Entries provided:
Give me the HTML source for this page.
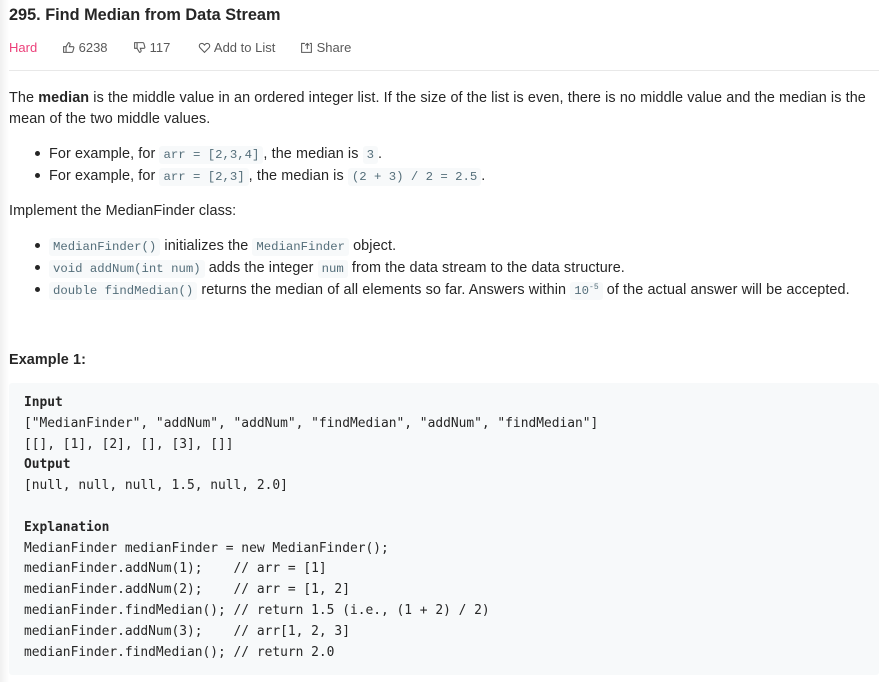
<!DOCTYPE html>
<html><head><style>
body{margin:0;width:879px;height:682px;overflow:hidden;background:#fff;font-family:"Liberation Sans",sans-serif;color:#262626;}
.wrap{position:absolute;left:9px;top:0;width:870px;}
.lstrip{position:absolute;left:0;top:0;width:9px;height:682px;background:linear-gradient(to right,#f0f0f0,#fff);}
h1{position:absolute;top:6px;left:0;margin:0;font-size:16.3px;font-weight:bold;color:#262626;}
.meta{position:absolute;top:40px;left:0;font-size:13px;color:#595959;white-space:nowrap;}
.meta span{position:absolute;top:0;}
.hr{position:absolute;top:70px;left:0;width:870px;height:1px;background:#e8e8e8;}
.t{position:absolute;left:0;font-size:14.4px;line-height:21px;color:#262626;white-space:nowrap;letter-spacing:0.1px;}
code{font-family:"Liberation Mono",monospace;font-size:12.3px;letter-spacing:0;color:#546e7a;background:#f7f9fa;padding:2px 4px;border-radius:3px;}
.dot{display:inline-block;width:5px;height:5px;border-radius:50%;background:#262626;margin:0 9px 2px 26px;vertical-align:middle;}
pre{position:absolute;left:0;top:383px;width:870px;height:292px;margin:0;background:#f7f9fa;font-family:"DejaVu Sans Mono",monospace;font-size:12.9px;line-height:20.8px;color:#262626;padding:10px 15px;box-sizing:border-box;border-radius:3px;}
</style></head><body>
<div class="lstrip"></div>
<div class="wrap">
<h1>295. Find Median from Data Stream</h1>
<div class="meta">
<span style="left:0;color:#ec407a">Hard</span>
<span style="left:53px"><svg width="13" height="13" viewBox="0 0 16 16" style="vertical-align:-2px" fill="none" stroke="#595959" stroke-width="1.3"><path d="M2 7h3v7H2zM5 7l3-5c1 0 2 1 2 2l-1 3h4.5c.8 0 1.3.7 1.1 1.4l-1.3 4.8c-.2.5-.6.8-1.1.8H5"/></svg> 6238</span>
<span style="left:124px"><svg width="13" height="13" viewBox="0 0 16 16" style="vertical-align:-2px" fill="none" stroke="#595959" stroke-width="1.3"><path d="M2 2h3v7H2zM5 9l3 5c1 0 2-1 2-2l-1-3h4.5c.8 0 1.3-.7 1.1-1.4L13.3 2.8c-.2-.5-.6-.8-1.1-.8H5"/></svg> 117</span>
<span style="left:189px"><svg width="13" height="13" viewBox="0 0 16 16" style="vertical-align:-2px" fill="none" stroke="#595959" stroke-width="1.3"><path d="M8 14L2.5 8.3C1 6.8 1.3 4 3.4 3.2 5 2.6 6.8 3.3 8 5c1.2-1.7 3-2.4 4.6-1.8 2.1.8 2.4 3.6.9 5.1z"/></svg> Add to List</span>
<span style="left:291px"><svg width="13" height="13" viewBox="0 0 16 16" style="vertical-align:-2px" fill="none" stroke="#595959" stroke-width="1.3"><path d="M6 3H2v11h12V3h-2M9 10V3M6.5 5.5L9 3l2.5 2.5"/></svg> Share</span>
</div>
<div class="hr"></div>
<div class="t" style="top:88px">The <b>median</b> is the middle value in an ordered integer list. If the size of the list is even, there is no middle value and the median is the</div>
<div class="t" style="top:109px">mean of the two middle values.</div>
<div class="t" style="top:144px"><span class="dot"></span>For example, for <code>arr = [2,3,4]</code>, the median is <code>3</code>.</div>
<div class="t" style="top:166px"><span class="dot"></span>For example, for <code>arr = [2,3]</code>, the median is <code>(2 + 3) / 2 = 2.5</code>.</div>
<div class="t" style="top:201px">Implement the MedianFinder class:</div>
<div class="t" style="top:236px"><span class="dot"></span><code>MedianFinder()</code> initializes the <code>MedianFinder</code> object.</div>
<div class="t" style="top:258px"><span class="dot"></span><code>void addNum(int num)</code> adds the integer <code>num</code> from the data stream to the data structure.</div>
<div class="t" style="top:280px"><span class="dot"></span><code>double findMedian()</code> returns the median of all elements so far. Answers within <code>10<sup style="font-size:8px;line-height:0">-5</sup></code> of the actual answer will be accepted.</div>
<div class="t" style="top:350px"><b>Example 1:</b></div>
<pre><b>Input</b>
["MedianFinder", "addNum", "addNum", "findMedian", "addNum", "findMedian"]
[[], [1], [2], [], [3], []]
<b>Output</b>
[null, null, null, 1.5, null, 2.0]

<b>Explanation</b>
MedianFinder medianFinder = new MedianFinder();
medianFinder.addNum(1);    // arr = [1]
medianFinder.addNum(2);    // arr = [1, 2]
medianFinder.findMedian(); // return 1.5 (i.e., (1 + 2) / 2)
medianFinder.addNum(3);    // arr[1, 2, 3]
medianFinder.findMedian(); // return 2.0</pre>
</div>
</body></html>
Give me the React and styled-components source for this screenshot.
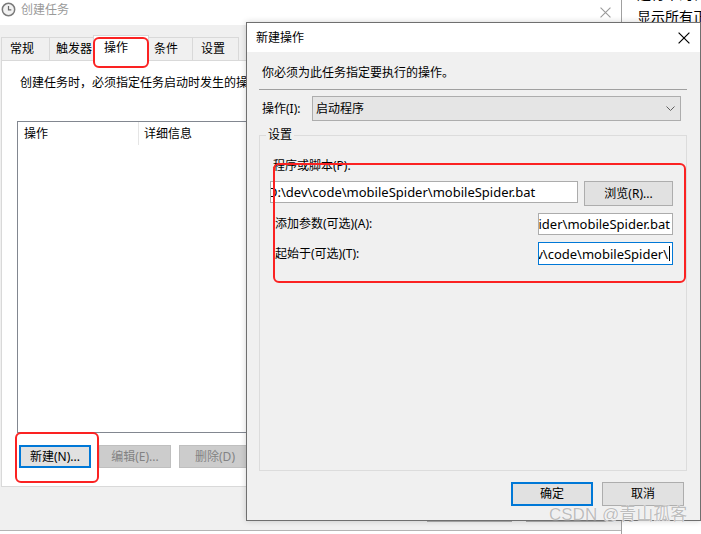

Exercise objective:
Reproduce the material above in full, exactly, with no images.

Answer in full:
Give me the HTML source for this page.
<!DOCTYPE html>
<html><head><style>
body{margin:0;width:879px;height:682px;overflow:hidden;background:#fff;font-family:"Liberation Sans",sans-serif;color:#262626;}
.wrap{position:absolute;left:9px;top:0;width:870px;}
.lstrip{position:absolute;left:0;top:0;width:9px;height:682px;background:linear-gradient(to right,#f0f0f0,#fff);}
h1{position:absolute;top:6px;left:0;margin:0;font-size:16.3px;font-weight:bold;color:#262626;}
.meta{position:absolute;top:40px;left:0;font-size:13px;color:#595959;white-space:nowrap;}
.meta span{position:absolute;top:0;}
.hr{position:absolute;top:70px;left:0;width:870px;height:1px;background:#e8e8e8;}
.t{position:absolute;left:0;font-size:14.4px;line-height:21px;color:#262626;white-space:nowrap;letter-spacing:0.1px;}
code{font-family:"Liberation Mono",monospace;font-size:12.3px;letter-spacing:0;color:#546e7a;background:#f7f9fa;padding:2px 4px;border-radius:3px;}
.dot{display:inline-block;width:5px;height:5px;border-radius:50%;background:#262626;margin:0 9px 2px 26px;vertical-align:middle;}
pre{position:absolute;left:0;top:383px;width:870px;height:292px;margin:0;background:#f7f9fa;font-family:"DejaVu Sans Mono",monospace;font-size:12.9px;line-height:20.8px;color:#262626;padding:10px 15px;box-sizing:border-box;border-radius:3px;}
</style></head><body>
<div class="lstrip"></div>
<div class="wrap">
<h1>295. Find Median from Data Stream</h1>
<div class="meta">
<span style="left:0;color:#ec407a">Hard</span>
<span style="left:53px"><svg width="13" height="13" viewBox="0 0 16 16" style="vertical-align:-2px" fill="none" stroke="#595959" stroke-width="1.3"><path d="M2 7h3v7H2zM5 7l3-5c1 0 2 1 2 2l-1 3h4.5c.8 0 1.3.7 1.1 1.4l-1.3 4.8c-.2.5-.6.8-1.1.8H5"/></svg> 6238</span>
<span style="left:124px"><svg width="13" height="13" viewBox="0 0 16 16" style="vertical-align:-2px" fill="none" stroke="#595959" stroke-width="1.3"><path d="M2 2h3v7H2zM5 9l3 5c1 0 2-1 2-2l-1-3h4.5c.8 0 1.3-.7 1.1-1.4L13.3 2.8c-.2-.5-.6-.8-1.1-.8H5"/></svg> 117</span>
<span style="left:189px"><svg width="13" height="13" viewBox="0 0 16 16" style="vertical-align:-2px" fill="none" stroke="#595959" stroke-width="1.3"><path d="M8 14L2.5 8.3C1 6.8 1.3 4 3.4 3.2 5 2.6 6.8 3.3 8 5c1.2-1.7 3-2.4 4.6-1.8 2.1.8 2.4 3.6.9 5.1z"/></svg> Add to List</span>
<span style="left:291px"><svg width="13" height="13" viewBox="0 0 16 16" style="vertical-align:-2px" fill="none" stroke="#595959" stroke-width="1.3"><path d="M6 3H2v11h12V3h-2M9 10V3M6.5 5.5L9 3l2.5 2.5"/></svg> Share</span>
</div>
<div class="hr"></div>
<div class="t" style="top:88px">The <b>median</b> is the middle value in an ordered integer list. If the size of the list is even, there is no middle value and the median is the</div>
<div class="t" style="top:109px">mean of the two middle values.</div>
<div class="t" style="top:144px"><span class="dot"></span>For example, for <code>arr = [2,3,4]</code>, the median is <code>3</code>.</div>
<div class="t" style="top:166px"><span class="dot"></span>For example, for <code>arr = [2,3]</code>, the median is <code>(2 + 3) / 2 = 2.5</code>.</div>
<div class="t" style="top:201px">Implement the MedianFinder class:</div>
<div class="t" style="top:236px"><span class="dot"></span><code>MedianFinder()</code> initializes the <code>MedianFinder</code> object.</div>
<div class="t" style="top:258px"><span class="dot"></span><code>void addNum(int num)</code> adds the integer <code>num</code> from the data stream to the data structure.</div>
<div class="t" style="top:280px"><span class="dot"></span><code>double findMedian()</code> returns the median of all elements so far. Answers within <code>10<sup style="font-size:8px;line-height:0">-5</sup></code> of the actual answer will be accepted.</div>
<div class="t" style="top:350px"><b>Example 1:</b></div>
<pre><b>Input</b>
["MedianFinder", "addNum", "addNum", "findMedian", "addNum", "findMedian"]
[[], [1], [2], [], [3], []]
<b>Output</b>
[null, null, null, 1.5, null, 2.0]

<b>Explanation</b>
MedianFinder medianFinder = new MedianFinder();
medianFinder.addNum(1);    // arr = [1]
medianFinder.addNum(2);    // arr = [1, 2]
medianFinder.findMedian(); // return 1.5 (i.e., (1 + 2) / 2)
medianFinder.addNum(3);    // arr[1, 2, 3]
medianFinder.findMedian(); // return 2.0</pre>
</div>
</body></html>
Give me the React and styled-components source for this screenshot.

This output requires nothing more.